[Source material]
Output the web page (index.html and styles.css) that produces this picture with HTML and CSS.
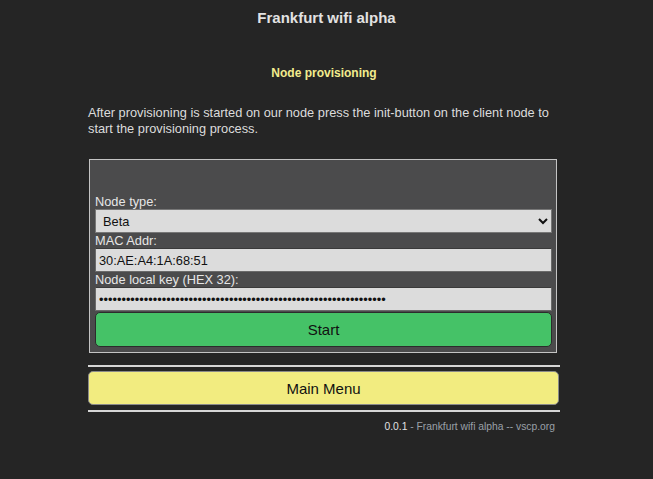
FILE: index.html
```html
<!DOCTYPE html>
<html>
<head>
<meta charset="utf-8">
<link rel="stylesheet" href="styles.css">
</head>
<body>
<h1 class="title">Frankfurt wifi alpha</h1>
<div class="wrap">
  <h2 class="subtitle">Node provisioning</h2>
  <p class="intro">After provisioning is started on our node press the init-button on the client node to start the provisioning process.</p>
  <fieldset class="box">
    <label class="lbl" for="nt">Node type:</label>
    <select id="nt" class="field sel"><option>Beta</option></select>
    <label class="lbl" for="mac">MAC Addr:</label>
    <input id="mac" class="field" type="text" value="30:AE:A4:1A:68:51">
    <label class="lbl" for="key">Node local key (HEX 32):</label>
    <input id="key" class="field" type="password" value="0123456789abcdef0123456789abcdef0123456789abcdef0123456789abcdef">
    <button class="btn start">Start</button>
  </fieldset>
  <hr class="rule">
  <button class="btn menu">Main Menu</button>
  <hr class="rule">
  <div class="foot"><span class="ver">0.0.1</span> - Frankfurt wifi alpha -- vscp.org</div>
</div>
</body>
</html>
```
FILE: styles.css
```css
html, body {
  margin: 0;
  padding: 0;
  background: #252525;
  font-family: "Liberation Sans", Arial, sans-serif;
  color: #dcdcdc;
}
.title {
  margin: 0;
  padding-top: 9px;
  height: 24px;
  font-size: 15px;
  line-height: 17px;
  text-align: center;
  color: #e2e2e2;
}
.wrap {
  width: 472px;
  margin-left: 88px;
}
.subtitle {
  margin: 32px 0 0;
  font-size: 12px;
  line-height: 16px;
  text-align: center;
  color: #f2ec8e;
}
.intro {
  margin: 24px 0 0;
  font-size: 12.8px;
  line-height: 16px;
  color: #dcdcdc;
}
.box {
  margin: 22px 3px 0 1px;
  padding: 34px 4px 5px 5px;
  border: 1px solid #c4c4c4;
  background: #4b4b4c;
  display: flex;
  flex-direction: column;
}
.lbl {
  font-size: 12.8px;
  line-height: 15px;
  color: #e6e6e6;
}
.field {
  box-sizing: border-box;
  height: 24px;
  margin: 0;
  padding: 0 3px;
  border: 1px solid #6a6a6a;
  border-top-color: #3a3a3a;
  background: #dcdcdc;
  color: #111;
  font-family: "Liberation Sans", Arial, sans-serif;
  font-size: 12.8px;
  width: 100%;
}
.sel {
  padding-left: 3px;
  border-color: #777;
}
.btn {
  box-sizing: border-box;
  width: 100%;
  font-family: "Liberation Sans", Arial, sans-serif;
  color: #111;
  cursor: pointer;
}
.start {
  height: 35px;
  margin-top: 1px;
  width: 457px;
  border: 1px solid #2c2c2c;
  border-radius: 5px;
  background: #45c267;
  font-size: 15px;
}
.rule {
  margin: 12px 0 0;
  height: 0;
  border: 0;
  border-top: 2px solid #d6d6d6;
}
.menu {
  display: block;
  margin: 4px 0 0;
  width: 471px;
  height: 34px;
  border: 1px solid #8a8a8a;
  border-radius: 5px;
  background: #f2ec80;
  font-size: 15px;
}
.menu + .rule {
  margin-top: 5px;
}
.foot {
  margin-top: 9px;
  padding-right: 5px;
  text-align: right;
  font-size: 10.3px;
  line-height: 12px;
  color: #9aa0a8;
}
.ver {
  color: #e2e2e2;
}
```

[Your goal] Track down the lines that include the word "styles" and copy them.

[Finished exercise]
Output the web page (index.html and styles.css) that produces this picture with HTML and CSS.
<link rel="stylesheet" href="styles.css">
FILE: styles.css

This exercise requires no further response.